The novel is drawn heavily from my experiences as a sales intern so the mapping of Chennai- the places mentioned along with the sales anecdotes. The hustle, questions, rejections, heat, dirt, 2 am meetings, Pondicherry tales, are all true. Of course, the love stories aren’t, nor the nicknames or the 25-year-old secret. I satiated the romantic in me by concocting colourful details around the place and the story.

Since you are hyper-busy, how do you combine more than two roles in your young life?

Someone told me to take it slow lest I burn out. I realise that burnouts happen easily at this stage of life. I am learning to take a few breaks between demanding tasks, focus on self-care and not fret too much if things don’t go my way.

More than time management, it is the management of expectations that trumps me, the expectations I have from myself and others. I am trying and learning as I move ahead.

Your language, style and fluidity in writing is brilliant. Has this been a natural trait? Or, did your English medium schooling help you acquire a good command over English? Or, do you take guidance from someone else?

I strongly believe in command over language. I have been a voracious reader feeding off of Agatha Christie, Jane Austen, PG Wodehouse, JKR, Dickens, Orwell, Stephen King, Arundhati Roy, Ruskin Bond, and so on. I have had amazing English teachers, some of whom are still connected to me and I have mentioned them in my acknowledgments.

My mother, teaching for over 30 years, has been a great force in helping me discover this fantastic literary world. I have been scribbling since high school so I guess spontaneous and organic is who I am, both as a person and a writer. I don’t know what to do if not write.

I have never chanced upon a lead character in a novel suffering from OCD. How did this idea strike you?

I have an obsessive personality myself. At least the germophobic part is true and I wanted to explore the possibility somewhere. My first novel seemed a good enough place for that, especially because a germaphobe in ground sales is an anachronism and ideally should be avoided at all costs.

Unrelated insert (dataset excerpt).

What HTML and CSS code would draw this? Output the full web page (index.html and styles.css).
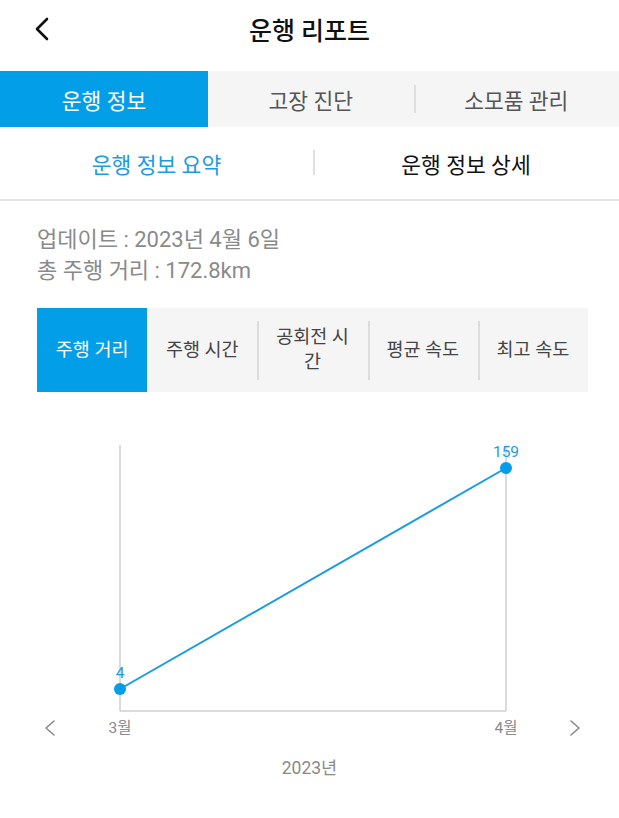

I had a horrid time trying to keep my messed-up mind quiet and obedient to work on the ground.

Do you follow a discipline in writing such as setting a deadline, with a place to sit down and write, put on music as you write and so on?

I wish I had the discipline to write every day. But I like variety every day, want something new to work on and that too as per my own desires. It is difficult to fit such expectations so I keep my ideas reserved for special days or weekends. I let the creative hose pipe loose. But when I have a commissioned work to complete, I work on a strict deadline-no distraction, no food, no calls. Lo-fi music or Daft Punk and Radiohead are welcome to get my creative wheels running.

You have classified your chapters in a unique way, beginning with headings and then going on to a number of days. Is there a purpose?

I have always wanted to write a novel spanning over a day, hour or month, so you will find my debut novel has a timespan of two months. The headings are for comic relief and to give a feel of what is to come next. I even added sales tips, because they are quite common-sensical and true. Besides, being quite finicky about order and coming from an engineering-MBA background, I like lists and order and everything in a certain way.

It is quite a thick book running into 242 pages. How long did it take you to finish the novel?

It was an even thicker book at first. I am very verbose. It took me about three months to write the first draft. I went back to it after another three months. I rewrote the book a couple of times, slashed chapters, added characters, kept experimenting till I got the deal in 2020. I went about it in an unstructured but intuitive way. I could have done a better job if I had more time or read it more, but that is a learning I am going to reserve for my next novel.

Does Enakshi haunt you still, considering that she lived with you for so long?

Haunt, no. A part of me is her, only a part. I am quite hyper and move from story to story quickly, shrugging off characters and creating new ones. For me, there is a constant character creator somewhere inside, that helps me imprint my imagined characteristics on them. But once I get back to the book, I know I will feel new things about the characters and would have more to do with them.

Looking back, how do you react to your own work?

My initial reaction was jubilation but eventually it turned to a wary feeling about being judged. I haven’t read my own book post publishing. It gives me the jitters. I am afraid of finding something unpardonably wrong with the book and then I won’t be able to show my face to the world. Right now, I am planning on writing more books while mustering up the courage to read the ones I have already written.

Which writers do you hold close to your heart and why?

Classics like ‘Gone with the Wind’ by Margaret Mitchell, ‘Pride and Prejudice’ and ‘Sense and Sensibility’ by Jane Austen, ‘Jane Eyre’ by Charlotte Bronte are my old favourites. Of course, being a true-blue bong, I swear by Tagore’s works. Among contemporary writers, I hold the works of Philip Roth, Zadie Smith and Margaret Atwood in high esteem.

Your next novel?

My second novel, ‘The 13-year-old Queen and Her Inherited Destiny’, published by the National Book Trust, was launched by Nobel Laureate Annie Ernaux at the World Book Fair on February 25.

It is a fictionalised account of the life and times of Rani Gaidinliu, one of the bravest freedom fighters from the northeast, who spent 14 years in prison for her land and people. I wrote this as part of the PM-YUVA scheme wherein 75 authors under the age of 30 were selected by the Ministry of Education to write about the unsung fighters of the Indian freedom movement.

Given a choice, would you consider quitting your job to become a full-time writer?

I love to do multiple things which keep the thrill going in my life and ensure my sanity. Some of the things on my bucket list are running 100 km someday, visiting the Poles, living in different countries.

I understand being in a staid job may not enable me to do the above things, so, if quitting my job seems like the right thing to do sometime in the future, for instance, if I get enough book deals to keep me busy, or if some alternate career strikes me, I will happily leave my job.